** start DATA BLOCK **
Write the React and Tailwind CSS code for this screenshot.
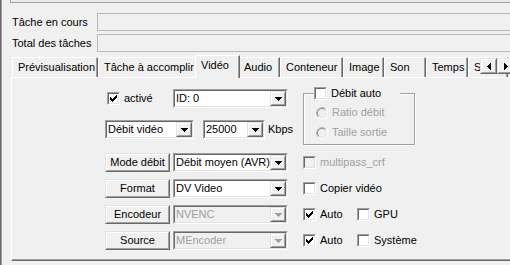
import React from "react";

const sunkenOuter = "border border-t-[#a0a0a0] border-l-[#a0a0a0] border-r-white border-b-white";
const sunkenInner = "border border-t-[#696969] border-l-[#696969] border-r-[#e3e3e3] border-b-[#e3e3e3]";
const raisedOuter = "border border-t-[#e3e3e3] border-l-[#e3e3e3] border-r-[#696969] border-b-[#696969]";
const raisedInner = "border border-t-white border-l-white border-r-[#a0a0a0] border-b-[#a0a0a0]";

function DownArrow({ disabled }) {
  return (
    <svg width="7" height="4" viewBox="0 0 7 4" shapeRendering="crispEdges">
      <path d="M0 0h7l-3 4h-1z" fill={disabled ? "#a0a0a0" : "#000"} />
    </svg>
  );
}

function Combo({ value, w, disabled }) {
  return (
    <div className={`${sunkenOuter} ${w} h-[19px] flex shrink-0`}>
      <div className={`${sunkenInner} flex-1 flex min-w-0 ${disabled ? "bg-[#f0f0f0] text-[#a0a0a0]" : "bg-white"}`}>
        <span className="flex-1 pl-[1px] leading-[15px] whitespace-nowrap overflow-hidden">{value}</span>
        <div className={`${raisedOuter} w-[16px] h-full flex bg-[#f0f0f0]`}>
          <div className={`${raisedInner} flex-1 flex items-center justify-center`}>
            <DownArrow disabled={disabled} />
          </div>
        </div>
      </div>
    </div>
  );
}

function Button({ label }) {
  return (
    <div className={`${raisedOuter} w-[65px] h-[19px] flex shrink-0 bg-[#f0f0f0]`}>
      <div className={`${raisedInner} flex-1 flex items-center justify-center leading-[13px]`}>{label}</div>
    </div>
  );
}

function Check({ checked, disabled }) {
  return (
    <span className={`${sunkenOuter} w-[13px] h-[13px] flex shrink-0`}>
      <span className={`${sunkenInner} flex-1 flex items-center justify-center ${disabled ? "bg-[#f0f0f0]" : "bg-white"}`}>
        {checked && (
          <svg width="7" height="7" viewBox="0 0 7 7" shapeRendering="crispEdges">
            <path d="M0 2v3l2 2l5-5v-3l-5 5z" fill="#000" />
          </svg>
        )}
      </span>
    </span>
  );
}

function Radio() {
  return (
    <svg width="12" height="12" viewBox="0 0 12 12" className="shrink-0">
      <circle cx="6" cy="6" r="5" fill="#f0f0f0" />
      <path d="M9.9 2.1A5.5 5.5 0 0 0 2.1 9.9" stroke="#b4b4b4" fill="none" />
      <path d="M2.1 9.9A5.5 5.5 0 0 0 9.9 2.1" stroke="#ffffff" fill="none" />
      <path d="M9.2 2.8A4.5 4.5 0 0 0 2.8 9.2" stroke="#8a8a8a" fill="none" />
      <path d="M2.8 9.2A4.5 4.5 0 0 0 9.2 2.8" stroke="#e3e3e3" fill="none" />
    </svg>
  );
}

function CheckLabel({ label, checked, disabled, className = "" }) {
  return (
    <div className={`flex items-center ${className}`}>
      <Check checked={checked} disabled={disabled} />
      <span className={`ml-[4px] leading-[13px] whitespace-nowrap ${disabled ? "text-[#a0a0a0]" : ""}`}>{label}</span>
    </div>
  );
}

const tabs = [
  { label: "Prévisualisation", w: "w-[86px]" },
  { label: "Tâche à accomplir", w: "w-[99px]" },
  { label: "Vidéo", w: "w-[45px]", active: true },
  { label: "Audio", w: "w-[42px]" },
  { label: "Conteneur", w: "w-[63px]" },
  { label: "Image", w: "w-[41px]" },
  { label: "Son", w: "w-[42px]" },
  { label: "Temps", w: "w-[42px]" },
  { label: "Son", w: "w-[40px]" },
];

export default function App() {
  return (
    <div className="relative w-[510px] h-[265px] overflow-hidden bg-[#f0f0f0] text-[11px] text-black font-['Liberation_Sans',Arial,sans-serif] shadow-[inset_1px_0_0_#696969,inset_2px_0_0_#a0a0a0]">
      {/* bottom edge of the control above */}
      <div className="ml-[10px] h-[3px] border-l border-b border-l-[#a0a0a0] border-b-[#a0a0a0] bg-[#e9e9e9]" />

      {/* progress fields */}
      <div className="mt-[10px] h-[18px] flex items-center">
        <span className="w-[97px] pl-[12px] shrink-0">Tâche en cours</span>
        <div className="flex-1 -mr-[4px] h-full border border-[#b9b9b9]" />
      </div>
      <div className="mt-[3px] h-[18px] flex items-center">
        <span className="w-[97px] pl-[12px] shrink-0">Total des tâches</span>
        <div className="flex-1 -mr-[4px] h-full border border-[#b9b9b9]" />
      </div>

      {/* tab strip */}
      <div className="relative mt-[3px] h-[22px] flex items-end pl-[12px]">
        {tabs.map((t, i) =>
          t.active ? (
            <div
              key={i}
              className={`relative z-10 -mx-[2px] -mb-px h-[23px] ${t.w} shrink-0 pt-[3px] pl-[5px] leading-[13px] bg-[#f0f0f0] border-t border-l border-r border-t-white border-l-white border-r-[#696969] shadow-[inset_-1px_0_0_#a0a0a0]`}
            >
              {t.label}
            </div>
          ) : (
            <div
              key={i}
              className={`h-[20px] ${t.w} shrink-0 flex items-center pl-[5px] whitespace-nowrap overflow-hidden border-t border-l border-r border-t-white border-l-white border-r-[#696969] shadow-[inset_-1px_0_0_#a0a0a0]`}
            >
              {t.label}
            </div>
          )
        )}
        {/* tab scroll buttons */}
        <div className="absolute left-[480px] top-[3px] flex z-20">
          <div className={`${raisedOuter} w-[17px] h-[16px] flex bg-[#f0f0f0]`}>
            <div className={`${raisedInner} flex-1 flex items-center justify-center`}>
              <svg width="4" height="7" viewBox="0 0 4 7" shapeRendering="crispEdges">
                <path d="M4 0v7L0 4v-1z" fill="#000" />
              </svg>
            </div>
          </div>
          <div className={`${raisedOuter} w-[17px] h-[16px] flex bg-[#f0f0f0]`}>
            <div className={`${raisedInner} flex-1 flex items-center justify-center`}>
              <svg width="4" height="7" viewBox="0 0 4 7" shapeRendering="crispEdges">
                <path d="M0 0v7l4-3v-1z" fill="#000" />
              </svg>
            </div>
          </div>
        </div>
      </div>

      {/* tab page */}
      <div className="ml-[11px] w-[510px] h-[184px] border-t border-l border-b border-t-white border-l-white border-b-[#696969] shadow-[inset_0_-1px_0_#a0a0a0] pl-[93px] pt-[11px]">
        <div className="flex h-[56px]">
          <div className="w-[183px] flex flex-col shrink-0">
            <div className="h-[19px] flex items-center">
              <CheckLabel label="activé" checked className="ml-[2px]" />
              <div className="ml-auto">
                <Combo value="ID: 0" w="w-[115px]" />
              </div>
            </div>
            <div className="mt-[12px] h-[19px] flex items-center">
              <Combo value="Débit vidéo" w="w-[89px]" />
              <div className="ml-[9px]">
                <Combo value="25000" w="w-[62px]" />
              </div>
              <span className="ml-[3px]">Kbps</span>
            </div>
          </div>

          <div className="ml-[15px] relative mt-[4px] w-[112px] h-[52px] border border-[#a0a0a0] shadow-[inset_1px_1px_0_#fff,1px_1px_0_#fff] pl-[12px] pt-[12px]">
            <div className="absolute left-[10px] -top-[7px] w-[86px] bg-[#f0f0f0] flex items-center">
              <CheckLabel label="Débit auto" />
            </div>
            <div className="h-[13px] flex items-center text-[#a0a0a0]">
              <Radio />
              <span className="ml-[4px]">Ratio débit</span>
            </div>
            <div className="mt-[7px] h-[13px] flex items-center text-[#a0a0a0]">
              <Radio />
              <span className="ml-[4px]">Taille sortie</span>
            </div>
          </div>
        </div>

        <div className="mt-[8px] h-[19px] flex items-center">
          <div className="w-[183px] flex gap-[3px] shrink-0">
            <Button label="Mode débit" />
            <Combo value="Débit moyen (AVR)" w="w-[115px]" />
          </div>
          <CheckLabel label="multipass_crf" disabled className="ml-[15px]" />
        </div>

        <div className="mt-[7px] h-[19px] flex items-center">
          <div className="w-[183px] flex gap-[3px] shrink-0">
            <Button label="Format" />
            <Combo value="DV Video" w="w-[115px]" />
          </div>
          <CheckLabel label="Copier vidéo" className="ml-[15px]" />
        </div>

        <div className="mt-[7px] h-[19px] flex items-center">
          <div className="w-[183px] flex gap-[3px] shrink-0">
            <Button label="Encodeur" />
            <Combo value="NVENC" w="w-[115px]" disabled />
          </div>
          <CheckLabel label="Auto" checked className="ml-[15px] w-[54px]" />
          <CheckLabel label="GPU" />
        </div>

        <div className="mt-[7px] h-[19px] flex items-center">
          <div className="w-[183px] flex gap-[3px] shrink-0">
            <Button label="Source" />
            <Combo value="MEncoder" w="w-[115px]" disabled />
          </div>
          <CheckLabel label="Auto" checked className="ml-[15px] w-[54px]" />
          <CheckLabel label="Système" />
        </div>
      </div>
    </div>
  );
}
** end DATA BLOCK **
Gather and copy every line of the data in which the string "React" is found.

OUTPUT FOR THIS EXERCISE:
Write the React and Tailwind CSS code for this screenshot.
import React from "react";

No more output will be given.